The CDC reports that, as of May 31, 2019, there have been a total of 685 cases of C. auris reported in the US. The majority of those cases occurred in Illinois (180), New Jersey (124), and New York (336). Twenty more cases were reported in Florida, and eight other states—California, Connecticut, Indiana, Maryland, Massachusetts, Oklahoma, Texas, and Virginia—each had less than 10 confirmed cases of C. auris.
The CDC states the infection seems to be most prominent among populations that have had extended stays in hospitals or nursing facilities. Patients who have had lines or tubes such as breathing tubes, feeding tubes, or central venous catheters entering their body, and those who have recently been given antibiotics or antifungal medications, seem to be the most vulnerable to contracting C. auris.
The fungus typically attacks people who are already sick or have weakened immune systems, which can make it challenging to diagnose, the CDC notes. C. auris infections are typically diagnosed with special clinical laboratory testing of blood specimens or other body fluids. Infections have been found in patients of all ages, from infants to the elderly.
Data from the CDC indicates that C. auris can cause bloodstream infections, wound infections, and ear infections. Common symptoms that indicate a person has Candida auris include fever, chills, weakness, low blood pressure, and general malaise that do not improve with antibiotics.
“A patient’s temperature may go up, their blood pressure can go down, and they have complications of a pre-existing illness because of Candida auris,” Schaffner told Prevention.
The CDC reports that more than one in three patients with invasive C. auris dies. Even though the mortality rates for Candida auris are high, it is unclear whether patients are dying from the infection or from their underlying illnesses. “Whatever the cause, having Candida auris doesn’t help a patient in any way,” Schaffner noted.

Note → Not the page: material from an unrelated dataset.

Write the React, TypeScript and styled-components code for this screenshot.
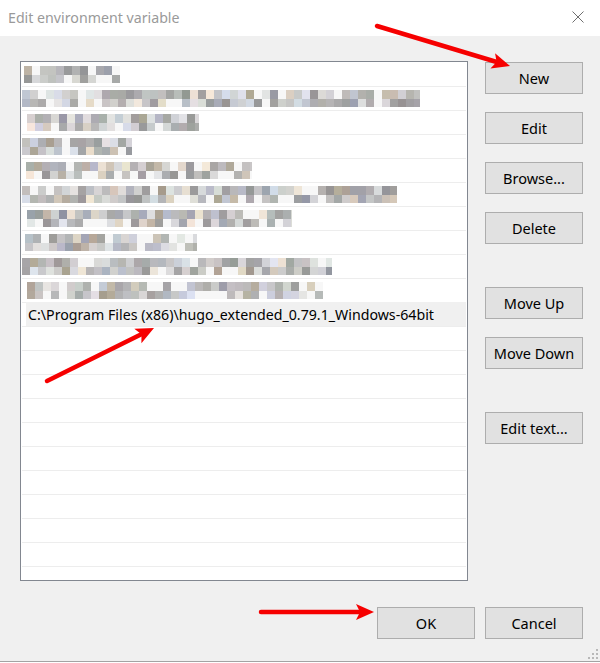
import React from "react";
import styled, { createGlobalStyle } from "styled-components";

const GlobalStyle = createGlobalStyle`
  html, body { margin: 0; padding: 0; background: #ffffff; }
  body { font-family: "Noto Sans", "Open Sans", "Liberation Sans", sans-serif; }
  * { box-sizing: border-box; }
`;

const Window = styled.div`
  position: relative;
  width: 600px;
  height: 662px;
  background: #f0f0f0;
  border-bottom: 1px solid #a3a3a3;
  display: flex;
  flex-direction: column;
`;

const TitleBar = styled.div`
  height: 36px;
  background: #ffffff;
  display: flex;
  align-items: center;
  justify-content: space-between;
  padding: 0 16px 0 8px;
`;

const Title = styled.div`
  font-size: 14.2px;
  color: #9a9a9a;
  line-height: 1;
  margin-top: 1px;
`;

const CloseIcon = styled.svg`
  width: 12px;
  height: 12px;
  display: block;
  margin-top: -2px;
`;

const Body = styled.div`
  display: flex;
  align-items: flex-start;
  gap: 17px;
  padding: 25px 17px 0 20px;
`;

const ListBox = styled.div`
  width: 448px;
  height: 520px;
  border: 1px solid #828790;
  background: #ffffff;
  padding: 1px;
  overflow: hidden;
`;

const Row = styled.div`
  height: 24px;
  border-bottom: 1px solid #ededed;
  display: flex;
  align-items: flex-start;
`;

const Entry = styled.div<{ $selected?: boolean }>`
  flex: 1;
  height: 24px;
  margin: -1px 0 0 4px;
  padding-left: 2px;
  display: flex;
  align-items: center;
  background: ${(p) => (p.$selected ? "#f0f0f0" : "transparent")};
  font-size: 14.2px;
  color: #000000;
  white-space: nowrap;
`;

const MosaicSvg = styled.svg<{ $offset: number }>`
  display: block;
  margin: 3px 0 0 ${(p) => p.$offset}px;
`;

const ButtonColumn = styled.div`
  display: flex;
  flex-direction: column;
  gap: 43px;
  padding-top: 1px;
`;

const ButtonGroup = styled.div`
  display: flex;
  flex-direction: column;
  gap: 18px;
`;

const Button = styled.button`
  width: 98px;
  height: 32px;
  padding: 0;
  margin: 0;
  background: #e1e1e1;
  border: 1px solid #adadad;
  border-radius: 0;
  font-family: inherit;
  font-size: 14.5px;
  color: #000000;
  display: flex;
  align-items: center;
  justify-content: center;
`;

const Footer = styled.div`
  display: flex;
  justify-content: flex-end;
  gap: 10px;
  padding: 26px 17px 0 0;
`;

const Overlay = styled.svg`
  position: absolute;
  left: 0;
  top: 0;
  width: 600px;
  height: 663px;
  pointer-events: none;
`;

const Grip = styled.svg`
  position: absolute;
  right: 2px;
  bottom: 2px;
  width: 10px;
  height: 10px;
`;

function prng(seed: number) {
  let a = seed >>> 0;
  return () => {
    a = (a + 0x6d2b79f5) >>> 0;
    let t = a;
    t = Math.imul(t ^ (t >>> 15), t | 1);
    t ^= t + Math.imul(t ^ (t >>> 7), t | 61);
    return ((t ^ (t >>> 14)) >>> 0) / 4294967296;
  };
}

const clamp = (v: number) => Math.max(0, Math.min(255, Math.round(v)));

function Mosaic({ offset, width, seed }: { offset: number; width: number; seed: number }) {
  const rnd = prng(seed);
  const cols = Math.ceil(width / 8);
  const cells: React.ReactNode[] = [];
  for (let r = 0; r < 2; r++) {
    for (let c = 0; c < cols; c++) {
      const x = c * 8;
      const y = r === 0 ? 0 : 9;
      const h = r === 0 ? 9 : 8;
      const w = Math.min(8, width - x);
      const roll = rnd();
      let col: string;
      if (roll < 0.16) {
        col = "#f7f7f7";
      } else {
        const v = 150 + rnd() * 80;
        const kind = rnd();
        let tr = (rnd() - 0.5) * 8;
        let tg = (rnd() - 0.5) * 8;
        let tb = (rnd() - 0.5) * 8;
        if (kind < 0.15) {
          tr += 14; tg += 4; tb -= 10;
        } else if (kind < 0.3) {
          tr -= 6; tg -= 2; tb += 10;
        }
        col = `rgb(${clamp(v + tr)},${clamp(v + tg)},${clamp(v + tb)})`;
      }
      cells.push(<rect key={`${r}-${c}`} x={x} y={y} width={w} height={h} fill={col} />);
    }
  }
  return (
    <MosaicSvg $offset={offset} width={width} height={17} viewBox={`0 0 ${width} 17`}>
      {cells}
    </MosaicSvg>
  );
}

function Arrow({ x1, y1, x2, y2 }: { x1: number; y1: number; x2: number; y2: number }) {
  const dx = x2 - x1;
  const dy = y2 - y1;
  const len = Math.hypot(dx, dy);
  const ux = dx / len;
  const uy = dy / len;
  const L = 18;
  const W = 8;
  const bx = x2 - ux * L;
  const by = y2 - uy * L;
  const px = -uy * W;
  const py = ux * W;
  const pts = `${x2},${y2} ${bx + px},${by + py} ${bx + ux * 4},${by + uy * 4} ${bx - px},${by - py}`;
  return (
    <g>
      <line x1={x1} y1={y1} x2={bx + ux * 5} y2={by + uy * 5} stroke="#f60000" strokeWidth={4.5} strokeLinecap="round" />
      <polygon points={pts} fill="#f60000" />
    </g>
  );
}

const rows = [
  { offset: 2, width: 96 },
  { offset: 0, width: 398 },
  { offset: 5, width: 172 },
  { offset: 0, width: 110 },
  { offset: 4, width: 226 },
  { offset: 0, width: 375 },
  { offset: 5, width: 265 },
  { offset: 3, width: 172 },
  { offset: 0, width: 310 },
  { offset: 5, width: 296 },
];

const SELECTED = "C:\\Program Files (x86)\\hugo_extended_0.79.1_Windows-64bit";

export default function App() {
  const emptyRows = Array.from({ length: 11 });
  return (
    <>
      <GlobalStyle />
      <Window>
        <TitleBar>
          <Title>Edit environment variable</Title>
          <CloseIcon viewBox="0 0 12 12">
            <path d="M0.5 0.5 L11.5 11.5 M11.5 0.5 L0.5 11.5" stroke="#6f6f6f" strokeWidth={1} fill="none" />
          </CloseIcon>
        </TitleBar>
        <Body>
          <ListBox>
            {rows.map((r, i) => (
              <Row key={i}>
                <Mosaic offset={r.offset} width={r.width} seed={i * 977 + 13} />
              </Row>
            ))}
            <Row>
              <Entry $selected>{SELECTED}</Entry>
            </Row>
            {emptyRows.map((_, i) => (
              <Row key={`e${i}`} />
            ))}
          </ListBox>
          <ButtonColumn>
            <ButtonGroup>
              <Button>New</Button>
              <Button>Edit</Button>
              <Button>Browse...</Button>
              <Button>Delete</Button>
            </ButtonGroup>
            <ButtonGroup>
              <Button>Move Up</Button>
              <Button>Move Down</Button>
            </ButtonGroup>
            <ButtonGroup>
              <Button>Edit text...</Button>
            </ButtonGroup>
          </ButtonColumn>
        </Body>
        <Footer>
          <Button>OK</Button>
          <Button>Cancel</Button>
        </Footer>
        <Grip viewBox="0 0 10 10">
          <rect x={8} y={0} width={2} height={2} fill="#b8b8b8" />
          <rect x={4} y={4} width={2} height={2} fill="#b8b8b8" />
          <rect x={8} y={4} width={2} height={2} fill="#b8b8b8" />
          <rect x={0} y={8} width={2} height={2} fill="#b8b8b8" />
          <rect x={4} y={8} width={2} height={2} fill="#b8b8b8" />
          <rect x={8} y={8} width={2} height={2} fill="#b8b8b8" />
        </Grip>
        <Overlay viewBox="0 0 600 663">
          <Arrow x1={377} y1={26} x2={510} y2={66} />
          <Arrow x1={47} y1={381} x2={154} y2={328} />
          <Arrow x1={261} y1={612} x2={374} y2={612} />
        </Overlay>
      </Window>
    </>
  );
}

The CDC states that it and its public health partners are working hard to discover more about this fungus, and to devise ways to protect people from contracting it. Average healthy people probably don’t need to worry about becoming infected with Candida auris. However, individuals who are at high risk, and healthcare professionals, microbiologists, and pathologists, should be on the alert for this new superbug strain of fungus.